Te souviens-tu du tout début du groupe?
Oui et non… Nous étions fans de rock depuis 1965, date de l’achat de mon premier 45 Tours des Beatles… Dominique a commencé à gratter sur une guitare sèche qu’on m’avait offerte la même année et que j’avais vite abandonnée (pas mon truc…), puis à faire de la musique avec un ou deux copains de vacances et… le reste s’est fait tout seul, en deux ans. Oui, deux ans à peine entre la rencontre (enfin, nous étions amis avec Mimi depuis quelques bonnes années…) et le premier passage au Golf-Drouot en 1974.
Ni l’un, ni l’autre, en fait. Mais ils nous ont toujours laissé une grande liberté. Bon, l’idée du Bac et de deux ou trois ans d’études supérieures leur plaisait bien, et Dominique a respecté ça sans problème. Par ailleurs, ils ont été très présents pour aider le groupe, tout le temps.
Et toi, comment as-tu vécu le succès croissant du groupe?
«Normalement», sans surprise, car j’étais témoin du quotidien, ce qui n’a rien à voir avec le ressenti des fans ou des connaissances moins proches.
Quels étaient vos rapports de frère et sœur?
Les rapports d’un frère et d‘une sœur: complicité et bagarres suivant les humeurs, partage tout le temps. Cela n’a pas changé avec le temps, bagarres en moins! Nous sommes restés très proches, avec nos parents aussi, et nous avons toujours vécu dans la même maison, ce qui explique aussi cette proximité, même si chacun avait ses propres centres d’intérêts. Mais nous nous rejoignions toujours sur tant de points. Pas beaucoup de secrets dans cette famille, même si chacun avait sa vie.
Donnais-tu ton avis à Dominique? Avais-tu la primeur de ses nouvelles chansons?
Mon avis? La primeur? Oui et non… Uniquement quand il le demandait, car je n’ai jamais sollicité une écoute privilégiée. En fait, il me consultait parfois sur des ébauches, dont j’entendais forcément la ligne à travers les portes, même si je n’écoutais pas… Ensuite, la construction des morceaux jusqu’à leur aboutissement se passait plus discrètement, et je les retrouvais une fois terminés et, bien souvent, enregistrés.
Lionel Herrmani, quand nous l’avons rencontré, a particulièrement insisté sur la gentillesse extrême de ton frère.
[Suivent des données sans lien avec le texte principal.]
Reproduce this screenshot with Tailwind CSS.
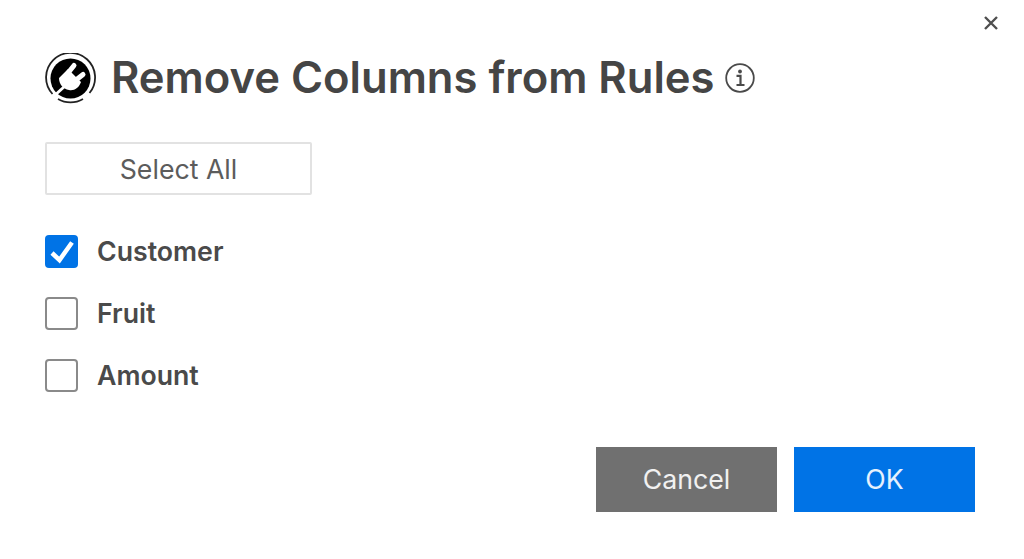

Que peux-tu nous en dire?
Tout et rien. Ce n’est pas à moi de juger, mais oui, je peux insister de la même manière que Lionel: faire de la peine à quelqu’un était épouvantable pour Dominique, à quelque niveau que ce soit, et faire plaisir aux amis était essentiel, même si ce sont des choses parfois difficiles à réaliser; on n’y arrive pas toujours. Cela lui a joué quelques tours dans la mesure où lorsqu’il répondait «non» à une demande (alors qu’il ne pouvait pas faire autrement), il déclenchait fréquemment la colère de son interlocuteur… Il le vivait très mal.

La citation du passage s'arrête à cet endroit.